NewVantage Partners’ annual Big Data Executive Survey reveals that 88.5% of top executives surveyed believe that Artificial Intelligence (AI) is first among all new capabilities that will have a disruptive impact on their companies, and believe that AI Is “Most Disruptive” new capability over the next decade.

Additionally, Google’s CEO Sundar Pichai recently said AI is “one of the most important things that humanity is working on. It’s more profound than electricity or fire.”  It is fairly well documented that large tech companies like Alphabet (Google), Apple, Facebook, Microsoft, Amazon, Alibaba, etc. are investing heavily in Artificial Intelligence and many analysts argue that they have a distinct advantage in AI over other companies.

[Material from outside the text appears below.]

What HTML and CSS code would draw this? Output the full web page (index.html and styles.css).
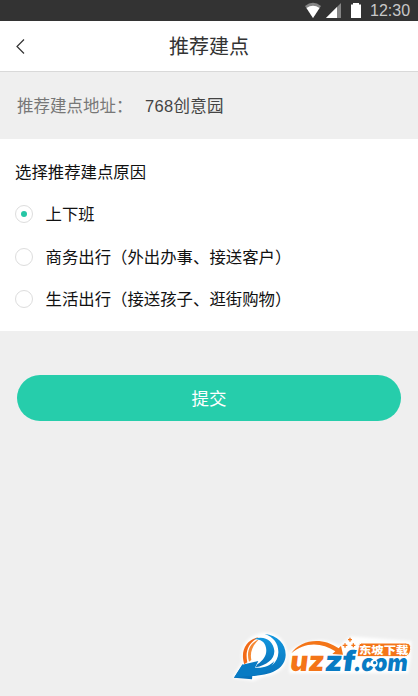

Why do they have this advantage? AI needs data to recognize patterns; these companies deal with large sets of data and they have learned to organize and manage data to feed AI. In essence, AI is about algorithms and data.



For this column of my ongoing series on ‘Data and Trending Technologies’, my focus will be on Artificial Intelligence and how data plays an out-sized role in AI’s impact.

In one of the recent articles on, the chain of thought on AI was described succinctly as follows:

  1. Graphics and tensor processors are eating linear algebra.
  2. Linear algebra is eating deep learning.
  3. Deep learning is eating machine learning.
  4. Machine learning is eating artificial intelligence.
  5. Artificial intelligence is eating software.
  6. Software is eating the world.

Even though this is somewhat tongue in cheek, the chain of thought explains the AI stack very clearly. In essence, AI is about consuming and learning from data in a systematic way.

First let us look at some of the early successes of AI to understand the role of data. Apple (with its intelligent Siri), Amazon (with its ever-improving Alexa), and Facebook and Google (with their image recognition algorithms), all deal with voluminous amounts of data in speech, voice, and image fields. It is not accidental that applications like speech/image/voice recognition and the companies like Google, Amazon, and Apple are leading in AI. These companies have access to large sets of data and these applications rely on that data to make quicker informed decisions.

It is said that data is the ‘new oil’ or ‘new coal’ to drive our digital economies going forward in the same way that coal and oil drove industrial economies. Whether that is not true or not, we know that AI needs data to do the following things: (1) Discover from data and automate repetitive learning (2) Dig deep into multiple layers of data using neural network algorithms (3) Make algorithms into progressively-learning algorithms by discovering hidden structures and patterns/irregularities in data (4) Add intelligence to existing applications (like Siri or Alexa) with the learned patterns in data.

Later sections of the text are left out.